Start of DATA SHOWN
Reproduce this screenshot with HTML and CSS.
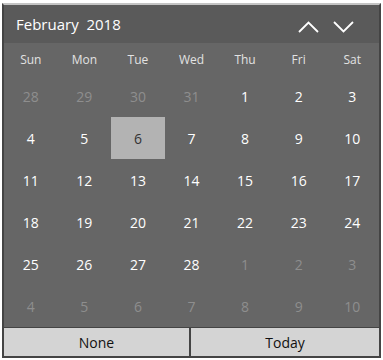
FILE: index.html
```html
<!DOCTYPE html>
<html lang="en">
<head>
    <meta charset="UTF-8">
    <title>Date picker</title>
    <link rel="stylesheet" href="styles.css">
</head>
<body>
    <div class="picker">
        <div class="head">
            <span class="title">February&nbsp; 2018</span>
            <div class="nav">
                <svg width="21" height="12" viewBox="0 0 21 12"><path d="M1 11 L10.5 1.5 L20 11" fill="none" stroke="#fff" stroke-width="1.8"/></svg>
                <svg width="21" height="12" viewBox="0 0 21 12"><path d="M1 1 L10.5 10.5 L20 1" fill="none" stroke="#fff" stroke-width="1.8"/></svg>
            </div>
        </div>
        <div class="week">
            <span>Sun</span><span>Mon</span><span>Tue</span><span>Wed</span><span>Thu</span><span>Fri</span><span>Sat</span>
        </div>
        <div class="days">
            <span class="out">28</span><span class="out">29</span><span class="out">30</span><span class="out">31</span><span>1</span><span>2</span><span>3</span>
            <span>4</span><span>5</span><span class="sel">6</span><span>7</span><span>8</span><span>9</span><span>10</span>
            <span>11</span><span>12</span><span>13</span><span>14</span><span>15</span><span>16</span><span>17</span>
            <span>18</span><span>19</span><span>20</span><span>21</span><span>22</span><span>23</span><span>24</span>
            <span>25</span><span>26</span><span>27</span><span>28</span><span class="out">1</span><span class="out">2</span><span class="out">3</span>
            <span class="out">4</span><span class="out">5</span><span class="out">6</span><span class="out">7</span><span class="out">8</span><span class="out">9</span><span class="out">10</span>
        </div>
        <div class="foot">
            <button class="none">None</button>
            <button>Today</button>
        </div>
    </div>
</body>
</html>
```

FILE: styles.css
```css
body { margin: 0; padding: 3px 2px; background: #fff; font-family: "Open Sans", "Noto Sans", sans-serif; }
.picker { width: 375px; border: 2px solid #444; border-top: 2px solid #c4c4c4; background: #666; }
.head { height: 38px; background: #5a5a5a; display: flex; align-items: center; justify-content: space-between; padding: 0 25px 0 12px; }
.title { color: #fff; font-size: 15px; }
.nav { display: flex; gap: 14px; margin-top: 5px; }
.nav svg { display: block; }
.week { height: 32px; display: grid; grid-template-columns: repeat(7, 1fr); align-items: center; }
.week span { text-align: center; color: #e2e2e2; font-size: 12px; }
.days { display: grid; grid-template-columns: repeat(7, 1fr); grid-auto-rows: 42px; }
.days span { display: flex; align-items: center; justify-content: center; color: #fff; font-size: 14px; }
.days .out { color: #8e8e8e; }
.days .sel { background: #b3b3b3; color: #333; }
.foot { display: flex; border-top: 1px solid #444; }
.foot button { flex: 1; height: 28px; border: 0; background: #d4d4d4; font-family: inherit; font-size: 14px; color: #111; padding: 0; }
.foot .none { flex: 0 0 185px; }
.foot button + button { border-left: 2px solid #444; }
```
End of DATA SHOWN
> **WHAT THIS TASK INVOLVES**
Give every line back word for word and leave the pictures out.

> **THE OUTPUT**
Reproduce this screenshot with HTML and CSS.
FILE: index.html
```html
<!DOCTYPE html>
<html lang="en">
<head>
    <meta charset="UTF-8">
    <title>Date picker</title>
    <link rel="stylesheet" href="styles.css">
</head>
<body>
    <div class="picker">
        <div class="head">
            <span class="title">February&nbsp; 2018</span>
            <div class="nav">
                <svg width="21" height="12" viewBox="0 0 21 12"><path d="M1 11 L10.5 1.5 L20 11" fill="none" stroke="#fff" stroke-width="1.8"/></svg>
                <svg width="21" height="12" viewBox="0 0 21 12"><path d="M1 1 L10.5 10.5 L20 1" fill="none" stroke="#fff" stroke-width="1.8"/></svg>
            </div>
        </div>
        <div class="week">
            <span>Sun</span><span>Mon</span><span>Tue</span><span>Wed</span><span>Thu</span><span>Fri</span><span>Sat</span>
        </div>
        <div class="days">
            <span class="out">28</span><span class="out">29</span><span class="out">30</span><span class="out">31</span><span>1</span><span>2</span><span>3</span>
            <span>4</span><span>5</span><span class="sel">6</span><span>7</span><span>8</span><span>9</span><span>10</span>
            <span>11</span><span>12</span><span>13</span><span>14</span><span>15</span><span>16</span><span>17</span>
            <span>18</span><span>19</span><span>20</span><span>21</span><span>22</span><span>23</span><span>24</span>
            <span>25</span><span>26</span><span>27</span><span>28</span><span class="out">1</span><span class="out">2</span><span class="out">3</span>
            <span class="out">4</span><span class="out">5</span><span class="out">6</span><span class="out">7</span><span class="out">8</span><span class="out">9</span><span class="out">10</span>
        </div>
        <div class="foot">
            <button class="none">None</button>
            <button>Today</button>
        </div>
    </div>
</body>
</html>
```

FILE: styles.css
```css
body { margin: 0; padding: 3px 2px; background: #fff; font-family: "Open Sans", "Noto Sans", sans-serif; }
.picker { width: 375px; border: 2px solid #444; border-top: 2px solid #c4c4c4; background: #666; }
.head { height: 38px; background: #5a5a5a; display: flex; align-items: center; justify-content: space-between; padding: 0 25px 0 12px; }
.title { color: #fff; font-size: 15px; }
.nav { display: flex; gap: 14px; margin-top: 5px; }
.nav svg { display: block; }
.week { height: 32px; display: grid; grid-template-columns: repeat(7, 1fr); align-items: center; }
.week span { text-align: center; color: #e2e2e2; font-size: 12px; }
.days { display: grid; grid-template-columns: repeat(7, 1fr); grid-auto-rows: 42px; }
.days span { display: flex; align-items: center; justify-content: center; color: #fff; font-size: 14px; }
.days .out { color: #8e8e8e; }
.days .sel { background: #b3b3b3; color: #333; }
.foot { display: flex; border-top: 1px solid #444; }
.foot button { flex: 1; height: 28px; border: 0; background: #d4d4d4; font-family: inherit; font-size: 14px; color: #111; padding: 0; }
.foot .none { flex: 0 0 185px; }
.foot button + button { border-left: 2px solid #444; }
```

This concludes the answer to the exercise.